[Pages as source code]
◇ ◇ ◇ ◇ ◇ ◇ ◇
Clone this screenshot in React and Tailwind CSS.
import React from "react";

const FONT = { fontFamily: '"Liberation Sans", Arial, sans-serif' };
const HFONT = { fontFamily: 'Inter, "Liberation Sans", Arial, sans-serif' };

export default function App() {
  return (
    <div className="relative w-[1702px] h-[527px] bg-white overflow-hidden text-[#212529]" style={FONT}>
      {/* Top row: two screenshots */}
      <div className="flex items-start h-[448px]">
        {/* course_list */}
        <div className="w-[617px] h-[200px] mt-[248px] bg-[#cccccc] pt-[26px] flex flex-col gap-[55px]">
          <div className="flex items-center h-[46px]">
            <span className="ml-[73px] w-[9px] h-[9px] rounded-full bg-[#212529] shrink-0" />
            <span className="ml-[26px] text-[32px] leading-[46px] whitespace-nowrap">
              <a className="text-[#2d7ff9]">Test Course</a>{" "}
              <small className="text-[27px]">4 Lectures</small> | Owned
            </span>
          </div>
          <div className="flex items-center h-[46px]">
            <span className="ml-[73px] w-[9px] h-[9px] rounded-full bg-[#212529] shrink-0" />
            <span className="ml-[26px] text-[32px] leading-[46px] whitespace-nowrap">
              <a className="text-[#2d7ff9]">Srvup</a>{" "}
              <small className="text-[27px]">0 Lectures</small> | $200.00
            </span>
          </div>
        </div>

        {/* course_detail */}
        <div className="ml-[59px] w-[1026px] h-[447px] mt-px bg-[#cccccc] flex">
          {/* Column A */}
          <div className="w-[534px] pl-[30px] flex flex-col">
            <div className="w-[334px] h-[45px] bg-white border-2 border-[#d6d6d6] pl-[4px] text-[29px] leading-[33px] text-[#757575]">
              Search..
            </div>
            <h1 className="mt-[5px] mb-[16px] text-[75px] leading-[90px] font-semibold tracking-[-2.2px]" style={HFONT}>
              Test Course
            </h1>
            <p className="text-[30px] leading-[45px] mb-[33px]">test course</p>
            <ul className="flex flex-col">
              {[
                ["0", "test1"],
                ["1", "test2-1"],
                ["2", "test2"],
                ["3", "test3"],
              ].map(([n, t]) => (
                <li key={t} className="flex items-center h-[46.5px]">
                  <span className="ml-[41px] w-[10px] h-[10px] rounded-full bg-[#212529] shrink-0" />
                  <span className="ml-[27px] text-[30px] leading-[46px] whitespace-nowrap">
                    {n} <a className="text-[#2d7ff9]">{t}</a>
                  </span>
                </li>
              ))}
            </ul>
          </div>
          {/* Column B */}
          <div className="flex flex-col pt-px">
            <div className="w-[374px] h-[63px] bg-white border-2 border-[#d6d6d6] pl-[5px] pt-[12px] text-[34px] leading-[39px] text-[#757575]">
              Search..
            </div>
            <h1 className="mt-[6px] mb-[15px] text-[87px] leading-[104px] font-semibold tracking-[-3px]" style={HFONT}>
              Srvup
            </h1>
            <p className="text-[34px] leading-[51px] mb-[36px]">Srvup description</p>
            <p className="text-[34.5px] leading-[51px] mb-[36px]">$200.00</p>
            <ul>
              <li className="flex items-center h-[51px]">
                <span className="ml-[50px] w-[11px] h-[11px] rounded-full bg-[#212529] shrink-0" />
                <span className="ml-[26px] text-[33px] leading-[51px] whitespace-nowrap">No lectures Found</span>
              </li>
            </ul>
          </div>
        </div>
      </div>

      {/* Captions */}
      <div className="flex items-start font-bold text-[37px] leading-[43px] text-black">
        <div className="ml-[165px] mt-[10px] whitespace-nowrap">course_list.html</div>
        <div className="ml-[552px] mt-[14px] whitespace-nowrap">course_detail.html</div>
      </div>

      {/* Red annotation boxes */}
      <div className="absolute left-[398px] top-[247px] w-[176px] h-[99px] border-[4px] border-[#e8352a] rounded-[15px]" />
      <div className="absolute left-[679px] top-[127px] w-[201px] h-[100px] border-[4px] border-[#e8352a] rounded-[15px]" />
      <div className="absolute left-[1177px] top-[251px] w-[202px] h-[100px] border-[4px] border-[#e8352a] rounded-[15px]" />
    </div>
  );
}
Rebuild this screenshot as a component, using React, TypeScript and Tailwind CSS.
◇ ◇ ◇ ◇ ◇ ◇ ◇
### THE TASK
Transcribe every entry verbatim.

### FINAL RESULT
Clone this screenshot in React and Tailwind CSS.
import React from "react";

const FONT = { fontFamily: '"Liberation Sans", Arial, sans-serif' };
const HFONT = { fontFamily: 'Inter, "Liberation Sans", Arial, sans-serif' };

export default function App() {
  return (
    <div className="relative w-[1702px] h-[527px] bg-white overflow-hidden text-[#212529]" style={FONT}>
      {/* Top row: two screenshots */}
      <div className="flex items-start h-[448px]">
        {/* course_list */}
        <div className="w-[617px] h-[200px] mt-[248px] bg-[#cccccc] pt-[26px] flex flex-col gap-[55px]">
          <div className="flex items-center h-[46px]">
            <span className="ml-[73px] w-[9px] h-[9px] rounded-full bg-[#212529] shrink-0" />
            <span className="ml-[26px] text-[32px] leading-[46px] whitespace-nowrap">
              <a className="text-[#2d7ff9]">Test Course</a>{" "}
              <small className="text-[27px]">4 Lectures</small> | Owned
            </span>
          </div>
          <div className="flex items-center h-[46px]">
            <span className="ml-[73px] w-[9px] h-[9px] rounded-full bg-[#212529] shrink-0" />
            <span className="ml-[26px] text-[32px] leading-[46px] whitespace-nowrap">
              <a className="text-[#2d7ff9]">Srvup</a>{" "}
              <small className="text-[27px]">0 Lectures</small> | $200.00
            </span>
          </div>
        </div>

        {/* course_detail */}
        <div className="ml-[59px] w-[1026px] h-[447px] mt-px bg-[#cccccc] flex">
          {/* Column A */}
          <div className="w-[534px] pl-[30px] flex flex-col">
            <div className="w-[334px] h-[45px] bg-white border-2 border-[#d6d6d6] pl-[4px] text-[29px] leading-[33px] text-[#757575]">
              Search..
            </div>
            <h1 className="mt-[5px] mb-[16px] text-[75px] leading-[90px] font-semibold tracking-[-2.2px]" style={HFONT}>
              Test Course
            </h1>
            <p className="text-[30px] leading-[45px] mb-[33px]">test course</p>
            <ul className="flex flex-col">
              {[
                ["0", "test1"],
                ["1", "test2-1"],
                ["2", "test2"],
                ["3", "test3"],
              ].map(([n, t]) => (
                <li key={t} className="flex items-center h-[46.5px]">
                  <span className="ml-[41px] w-[10px] h-[10px] rounded-full bg-[#212529] shrink-0" />
                  <span className="ml-[27px] text-[30px] leading-[46px] whitespace-nowrap">
                    {n} <a className="text-[#2d7ff9]">{t}</a>
                  </span>
                </li>
              ))}
            </ul>
          </div>
          {/* Column B */}
          <div className="flex flex-col pt-px">
            <div className="w-[374px] h-[63px] bg-white border-2 border-[#d6d6d6] pl-[5px] pt-[12px] text-[34px] leading-[39px] text-[#757575]">
              Search..
            </div>
            <h1 className="mt-[6px] mb-[15px] text-[87px] leading-[104px] font-semibold tracking-[-3px]" style={HFONT}>
              Srvup
            </h1>
            <p className="text-[34px] leading-[51px] mb-[36px]">Srvup description</p>
            <p className="text-[34.5px] leading-[51px] mb-[36px]">$200.00</p>
            <ul>
              <li className="flex items-center h-[51px]">
                <span className="ml-[50px] w-[11px] h-[11px] rounded-full bg-[#212529] shrink-0" />
                <span className="ml-[26px] text-[33px] leading-[51px] whitespace-nowrap">No lectures Found</span>
              </li>
            </ul>
          </div>
        </div>
      </div>

      {/* Captions */}
      <div className="flex items-start font-bold text-[37px] leading-[43px] text-black">
        <div className="ml-[165px] mt-[10px] whitespace-nowrap">course_list.html</div>
        <div className="ml-[552px] mt-[14px] whitespace-nowrap">course_detail.html</div>
      </div>

      {/* Red annotation boxes */}
      <div className="absolute left-[398px] top-[247px] w-[176px] h-[99px] border-[4px] border-[#e8352a] rounded-[15px]" />
      <div className="absolute left-[679px] top-[127px] w-[201px] h-[100px] border-[4px] border-[#e8352a] rounded-[15px]" />
      <div className="absolute left-[1177px] top-[251px] w-[202px] h-[100px] border-[4px] border-[#e8352a] rounded-[15px]" />
    </div>
  );
}
Rebuild this screenshot as a component, using React, TypeScript and Tailwind CSS.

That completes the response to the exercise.